Ich kann hier nur so allgemeine Fragen stellen, weil auch die Sache mit dem Schmerz etwas ganz persönliches ist. Jeder erlebt auch Schmerz anders; der eine verkraftet vieles nicht gut, der andere kann das meiste gut wegstecken.

Wir können uns das Gebet von Jabez so zu eigen machen, daß uns der Schmerz nicht tödlich treffen soll. Er soll uns nicht kaputtmachen. Wir können Gott bitten, daß er uns vor Leid bewahrt, das uns kaputt macht und das wir nicht ertragen können und wenn uns Schweres begegnen muß, möchte er uns doch mit der nötigen Kraft ausstatten.

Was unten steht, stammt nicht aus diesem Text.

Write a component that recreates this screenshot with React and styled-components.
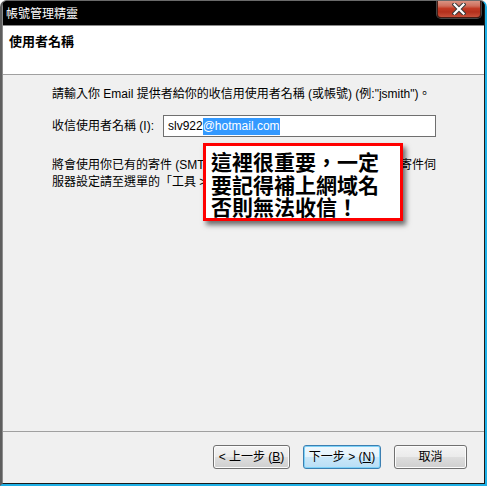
import React from "react";
import styled, { createGlobalStyle } from "styled-components";

const Global = createGlobalStyle`
  html, body { margin: 0; padding: 0; background: #ffffff; }
  body { font-family: "Liberation Sans", "Noto Sans CJK TC", sans-serif; font-size: 12px; }
`;

const Frame = styled.div`
  width: 487px;
  height: 486px;
  box-sizing: border-box;
  display: flex;
  flex-direction: column;
  background: #000;
  border-top: 1px solid #6a6a6a;
  border-left: 2px solid #5e5e5e;
  border-right: 2px solid #1eb0e6;
  border-bottom: 2px solid #1eb0e6;
  border-radius: 7px 7px 0 0;
  overflow: hidden;
`;

const Inner = styled.div`
  flex: 1;
  display: flex;
  flex-direction: column;
  border-left: 1px solid #8c8c8c;
  border-right: 1px solid #1a1a1a;
  border-bottom: 1px solid #1a1a1a;
  min-height: 0;
`;

const TitleBar = styled.div`
  position: relative;
  height: 24px;
  flex: none;
  background: #000;
  border-bottom: 1px solid #8a8a8a;
  display: flex;
  align-items: center;
  padding-left: 3px;
  color: #fff;
  font-family: "Noto Sans CJK TC", sans-serif;
  font-size: 12px;
  line-height: 16px;
`;

const CloseButton = styled.div`
  position: absolute;
  top: -1px;
  right: 3px;
  width: 44px;
  height: 18px;
  box-sizing: border-box;
  border: 1px solid #4a1d14;
  border-top: none;
  border-radius: 0 0 4px 4px;
  background: linear-gradient(
    to bottom,
    #dc9a8a 0%,
    #cf6f5c 35%,
    #c23a24 50%,
    #b3301c 70%,
    #c8503a 100%
  );
  box-shadow: 0 0 0 1px rgba(200, 200, 200, 0.35);
  display: flex;
  align-items: center;
  justify-content: center;
`;

const Header = styled.div`
  flex: none;
  height: 49px;
  background: #fff;
  border-bottom: 1px solid #a0a0a0;
  padding: 7px 0 0 6px;
  box-sizing: border-box;
`;

const HeaderTitle = styled.div`
  font-family: "Noto Sans CJK TC", sans-serif;
  font-weight: 700;
  font-size: 13px;
  line-height: 16px;
  color: #000;
`;

const Content = styled.div`
  position: relative;
  flex: 1;
  background: #f0f0f0;
  padding: 11px 0 0 49px;
  box-sizing: border-box;
  color: #000;
`;

const Line = styled.div`
  line-height: 16px;
  white-space: nowrap;
`;

const FieldRow = styled.div`
  display: flex;
  align-items: center;
  margin-top: 13px;
`;

const Label = styled.div`
  width: 111px;
  flex: none;
  line-height: 16px;
  white-space: nowrap;
`;

const FakeInput = styled.div`
  width: 273px;
  height: 22px;
  box-sizing: border-box;
  border: 1px solid #6f6f6f;
  background: #fff;
  display: flex;
  align-items: center;
  padding-left: 4px;
  white-space: nowrap;
`;

const Selected = styled.span`
  background: #3399ff;
  color: #fff;
  line-height: 17px;
  display: inline-block;
`;

const Paragraph = styled.div`
  margin-top: 20px;
  line-height: 17px;
  white-space: nowrap;
`;

const Callout = styled.div`
  position: absolute;
  left: 200px;
  top: 68px;
  width: 200px;
  height: 78px;
  box-sizing: border-box;
  border: 3px solid #ff0000;
  background: #fff;
  box-shadow: 3px 4px 5px rgba(0, 0, 0, 0.55);
  padding: 4px 0 0 5px;
  font-family: "Noto Sans CJK TC", sans-serif;
  font-weight: 700;
  font-size: 21px;
  line-height: 22.5px;
  color: #000;
  white-space: nowrap;
`;

const Footer = styled.div`
  flex: none;
  height: 52px;
  box-sizing: border-box;
  background: #f0f0f0;
  border-top: 1px solid #a0a0a0;
  display: flex;
  justify-content: flex-end;
  align-items: flex-start;
  gap: 13px;
  padding: 13px 17px 0 0;
`;

const Button = styled.div`
  width: ${(p) => p.$w}px;
  height: 24px;
  box-sizing: border-box;
  border: 1px solid ${(p) => (p.$default ? "#3c7fb1" : "#707070")};
  border-radius: 3px;
  background: ${(p) =>
    p.$default
      ? "linear-gradient(to bottom, #f0f8fd 0%, #e4f3fc 48%, #c9e7f9 52%, #b9def5 100%)"
      : "linear-gradient(to bottom, #f4f4f4 0%, #ebebeb 48%, #dddddd 52%, #cfcfcf 100%)"};
  box-shadow: inset 0 0 0 1px ${(p) => (p.$default ? "#7ed2f8" : "#fcfcfc")};
  display: flex;
  align-items: center;
  justify-content: center;
  font-size: 12px;
  line-height: 16px;
  color: #000;
  white-space: nowrap;
  u { text-decoration: underline; }
`;

export default function App() {
  return (
    <>
      <Global />
      <Frame>
        <Inner>
          <TitleBar>
            帳號管理精靈
            <CloseButton>
              <svg width="14" height="12" viewBox="0 0 14 12">
                <path d="M2.5 1.5 L11.5 10.5 M11.5 1.5 L2.5 10.5" stroke="#3a3a3a" strokeWidth="4.2" strokeLinecap="square" />
                <path d="M2.5 1.5 L11.5 10.5 M11.5 1.5 L2.5 10.5" stroke="#ffffff" strokeWidth="2.2" strokeLinecap="square" />
              </svg>
            </CloseButton>
          </TitleBar>
          <Header>
            <HeaderTitle>使用者名稱</HeaderTitle>
          </Header>
          <Content>
            <Line>請輸入你 Email 提供者給你的收信用使用者名稱 (或帳號) (例:"jsmith")。</Line>
            <FieldRow>
              <Label>收信使用者名稱 (I):</Label>
              <FakeInput>
                slv922<Selected>@hotmail.com</Selected>
              </FakeInput>
            </FieldRow>
            <Paragraph>
              將會使用你已有的寄件 (SMTP) 伺服器來傳送你的郵件。如要變更寄件伺
              <br />
              服器設定請至選單的「工具 &gt; 帳號」。
            </Paragraph>
            <Callout>
              這裡很重要，一定
              <br />
              要記得補上網域名
              <br />
              否則無法收信！
            </Callout>
          </Content>
          <Footer>
            <Button $w={77}>
              &lt; 上一步 (<u>B</u>)
            </Button>
            <Button $w={78} $default>
              下一步 &gt; (<u>N</u>)
            </Button>
            <Button $w={73}>取消</Button>
          </Footer>
        </Inner>
      </Frame>
    </>
  );
}
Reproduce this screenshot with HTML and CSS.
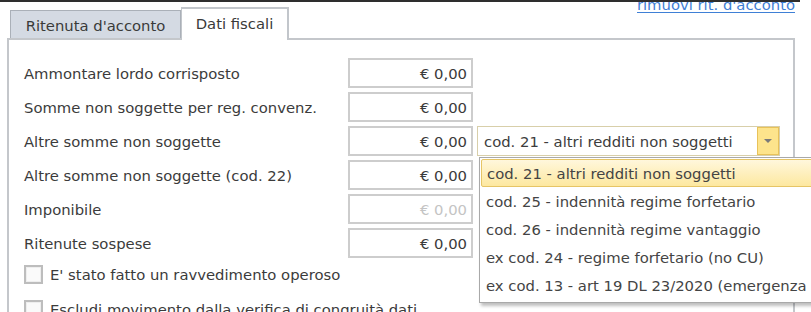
FILE: index.html
```html
<!DOCTYPE html>
<html lang="it">
<head>
<meta charset="utf-8">
<link rel="stylesheet" href="styles.css">
</head>
<body>
<div class="header">
  <div class="tabs">
    <div class="tab">Ritenuta d'acconto</div>
    <div class="tab active">Dati fiscali</div>
  </div>
  <div class="linkwrap"><a class="link" href="#">rimuovi rit. d'acconto</a></div>
</div>
<div class="panel">
  <div class="row"><div class="label">Ammontare lordo corrisposto</div><div class="amount">€ 0,00</div></div>
  <div class="row"><div class="label">Somme non soggette per reg. convenz.</div><div class="amount">€ 0,00</div></div>
  <div class="row"><div class="label">Altre somme non soggette</div><div class="amount">€ 0,00</div>
    <div class="combo">
      <div class="combo-text">cod. 21 - altri redditi non soggetti</div>
      <div class="combo-btn"><span class="arrow"></span></div>
      <div class="menu">
        <div class="item selected">cod. 21 - altri redditi non soggetti</div>
        <div class="item">cod. 25 - indennità regime forfetario</div>
        <div class="item">cod. 26 - indennità regime vantaggio</div>
        <div class="item">ex cod. 24 - regime forfetario (no CU)</div>
        <div class="item">ex cod. 13 - art 19 DL 23/2020 (emergenza COVID-19)</div>
      </div>
    </div>
  </div>
  <div class="row"><div class="label">Altre somme non soggette (cod. 22)</div><div class="amount">€ 0,00</div></div>
  <div class="row"><div class="label">Imponibile</div><div class="amount disabled">€ 0,00</div></div>
  <div class="row"><div class="label">Ritenute sospese</div><div class="amount">€ 0,00</div></div>
  <div class="check-row"><span class="checkbox"></span><span class="check-label">E' stato fatto un ravvedimento operoso</span></div>
  <div class="check-row"><span class="checkbox"></span><span class="check-label">Escludi movimento dalla verifica di congruità dati</span></div>
</div>
</body>
</html>
```
FILE: styles.css
```css
html, body {
  margin: 0;
  padding: 0;
  overflow: hidden;
  background: #ffffff;
}
body {
  width: 811px;
  height: 312px;
  font-family: "DejaVu Sans", sans-serif;
  font-size: 14.8px;
  color: #3b3b3b;
}
.header {
  box-sizing: border-box;
  width: 800px;
  height: 38px;
  border-top: 2px solid #2e2e2e;
  display: flex;
  justify-content: space-between;
  align-items: flex-start;
  padding: 0 5px 0 10px;
}
.tabs {
  align-self: flex-end;
  display: flex;
  align-items: flex-end;
  position: relative;
  z-index: 2;
}
.tab {
  box-sizing: border-box;
  height: 28px;
  width: 171px;
  background: #d4dae3;
  border: 1px solid #aab0b8;
  border-bottom: none;
  display: flex;
  align-items: center;
  justify-content: center;
  color: #3a3a3a;
  padding-top: 1px;
  white-space: nowrap;
}
.tab.active {
  width: 108px;
  height: 33px;
  background: #ffffff;
  border-color: #c2c6cb;
  border-width: 2px 2px 0 2px;
  border-left-width: 1px;
  margin-bottom: -2px;
  padding-bottom: 4px;
}
.linkwrap {
  height: 14px;
  overflow: hidden;
}
.link {
  display: block;
  margin-top: -5px;
  line-height: 16px;
  color: #3f80d6;
  text-decoration: underline;
  text-underline-offset: 2px;
  font-size: 14.8px;
  white-space: nowrap;
}
.panel {
  margin-left: 7px;
  width: 788px;
  height: 274px;
  box-sizing: border-box;
  border: 2px solid #c4c7cb;
  border-bottom: none;
  padding: 18px 0 0 15px;
}
.row {
  display: flex;
  align-items: center;
  height: 30px;
  margin-bottom: 4px;
}
.label {
  width: 324px;
  flex: none;
  white-space: nowrap;
}
.amount {
  box-sizing: border-box;
  width: 125px;
  height: 30px;
  border: 2px solid #cdcdcd;
  display: flex;
  align-items: center;
  justify-content: flex-end;
  padding-right: 4px;
  color: #3a3a3a;
}
.amount.disabled {
  color: #c4c4c4;
}
.combo {
  position: relative;
  box-sizing: border-box;
  margin-left: 4px;
  width: 303px;
  height: 30px;
  border: 1px solid #d8cfaa;
  display: flex;
  align-items: stretch;
  background: #fff;
}
.combo-text {
  flex: 1;
  display: flex;
  align-items: center;
  padding-left: 6px;
  color: #3d3d3d;
  white-space: nowrap;
}
.combo-btn {
  width: 22px;
  box-sizing: border-box;
  background: #fde48c;
  border: 1px solid #e8c25a;
  display: flex;
  align-items: center;
  justify-content: center;
}
.arrow {
  width: 0;
  height: 0;
  border-left: 4px solid transparent;
  border-right: 4px solid transparent;
  border-top: 4px solid #7a7a7a;
}
.menu {
  position: absolute;
  left: 1px;
  top: 30px;
  width: 380px;
  height: 146px;
  box-sizing: border-box;
  background: #ffffff;
  border: 1px solid #a9a9a9;
  box-shadow: 2px 3px 3px rgba(0, 0, 0, 0.25);
  padding-top: 1px;
  z-index: 3;
}
.item {
  height: 28px;
  box-sizing: border-box;
  display: flex;
  align-items: center;
  padding-left: 6px;
  color: #444444;
  white-space: nowrap;
}
.item.selected {
  margin: 0 1px;
  padding-left: 5px;
  border: 1px solid #e6c566;
  border-radius: 2px;
  background: linear-gradient(#fff7dc, #fde8a0);
}
.check-row {
  display: flex;
  align-items: center;
  height: 19px;
  margin-top: 7px;
  margin-bottom: 16px;
}
.check-row + .check-row {
  margin-top: 0;
}
.checkbox {
  box-sizing: border-box;
  width: 19px;
  height: 19px;
  border: 2px solid #bdbdbd;
  box-shadow: inset 0 0 0 1px #eeeeee;
  background: #fafafa;
  flex: none;
}
.check-label {
  margin-left: 7px;
  color: #3b3b3b;
  white-space: nowrap;
}
```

Warum erhört Gott Jabez' Gebete?

Jetzt haben wir alle vier Bitten durch: Segen, Gebiet erweitern, Gottes Hand dabei, kein Schmerz

Und Gott ließ kommen, was er erbeten hatte.

Warum? Was sind Gottes Bedingungen dafür? Vielleicht war Jabez ja ein ganz netter Typ – das wissen wir nicht – und deswegen hat Gott es erhört.

Ich glaube, daß hier Jabez gar keine besonderen Bedingungen erfüllen mußte, sonst würde das hier noch mit dabei stehen. In Matth. 7,7; steht „Bittet, und es wird euch gegeben werden.“ Wenn wir diese Gebete für uns heute bibelgemäß auslegen, dann wird Gott sie auch bei uns erhören. Da bin ich sicher.



Zusammenfassung

Ich möchte das Gesagte noch einmal kurz zusammenfassen.

Machen wir dieses Gebet von Jabez zu unserem eigenen Gebet.